**Written request:** Retype the opening lines of the data exactly, stopping after the line that contains "const R = ()". Skip every picture.

**Data:**
start

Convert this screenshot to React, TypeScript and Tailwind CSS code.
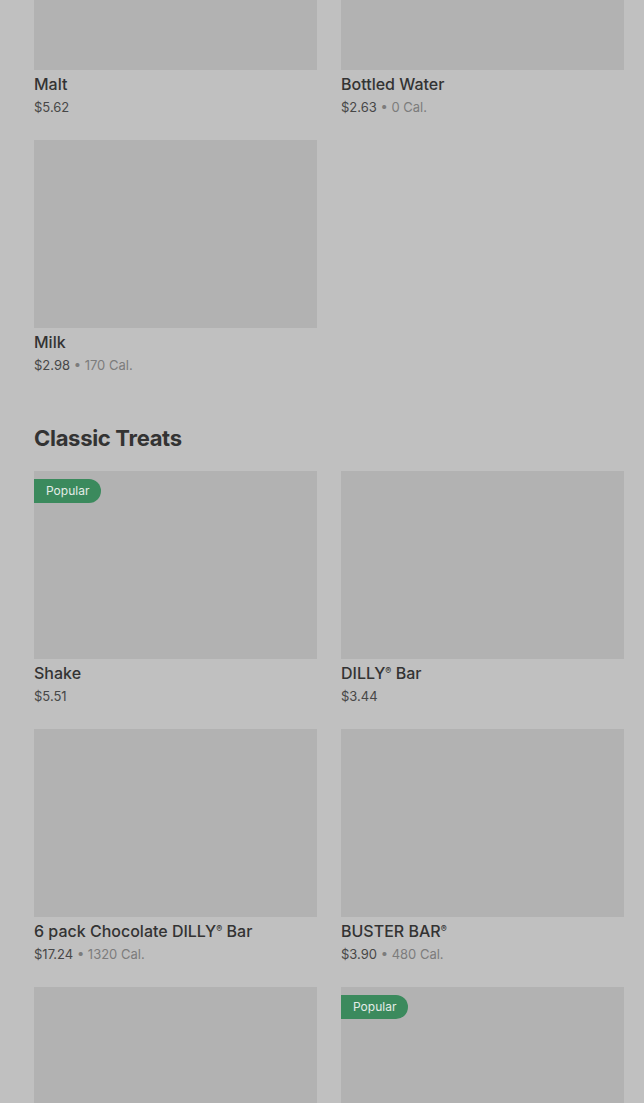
import React from 'react';

type Item = {
    name: React.ReactNode;
    price: string;
    cal?: string;
    popular?: boolean;
};

const R = () => <sup className="text-[9px] -top-[0.6em]">®</sup>;

function ItemCard({ item }: { item: Item }) {
    return (
        <div className="flex flex-col">
            <div className="relative h-[188px] bg-[#b2b2b2]">
                {item.popular && (
                    <span className="absolute left-0 top-[8px] h-[24px] pl-[12px] pr-[12px] flex items-center rounded-r-full bg-[#3b8a5d] text-[12px] text-[#e4ece7]">
                        Popular
                    </span>
                )}
            </div>
            {item.name && (
                <>
                    <p className="mt-[4px] text-[16px] leading-[20px] font-medium text-[#333333]">{item.name}</p>
                    <p className="mt-[4px] text-[13px] leading-[18px] text-[#474747]">
                        {item.price}
                        {item.cal && <span className="text-[#7c7c7c]"> • {item.cal}</span>}
                    </p>
                </>
            )}
        </div>
    );
}

function Grid({ items }: { items: (Item | null)[] }) {
    return (
        <div className="grid grid-cols-2 gap-x-[24px] gap-y-[24px]">
            {items.map((item, i) => (item ? <ItemCard key={i} item={item} /> : <div key={i} />))}
        </div>
    );
}

export default function App() {
    const drinks: (Item | null)[] = [
        { name: 'Malt', price: '$5.62' },
        { name: 'Bottled Water', price: '$2.63', cal: '0 Cal.' },
        { name: 'Milk', price: '$2.98', cal: '170 Cal.' },
        null,
    ];

    const treats: (Item | null)[] = [
        { name: 'Shake', price: '$5.51', popular: true },
        { name: <>DILLY<R /> Bar</>, price: '$3.44' },
        { name: <>6 pack Chocolate DILLY<R /> Bar</>, price: '$17.24', cal: '1320 Cal.' },
        { name: <>BUSTER BAR<R /></>, price: '$3.90', cal: '480 Cal.' },
        { name: '', price: '' },
        { name: '', price: '', popular: true },
    ];

    return (
        <div className="h-[1103px] overflow-hidden bg-[#c0c0c0]" style={{ fontFamily: 'Inter, "Noto Sans", sans-serif' }}>
            <div className="-mt-[118px] pl-[34px] pr-[20px]">
                <Grid items={drinks} />
                <h2 className="mt-[50px] text-[22px] leading-[28px] font-bold tracking-[-0.3px] text-[#333333]">Classic Treats</h2>
                <div className="mt-[19px]">
                    <Grid items={treats} />
                </div>
            </div>
        </div>
    );
}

end

**Expected answer:**
Convert this screenshot to React, TypeScript and Tailwind CSS code.
import React from 'react';

type Item = {
    name: React.ReactNode;
    price: string;
    cal?: string;
    popular?: boolean;
};

const R = () => <sup className="text-[9px] -top-[0.6em]">®</sup>;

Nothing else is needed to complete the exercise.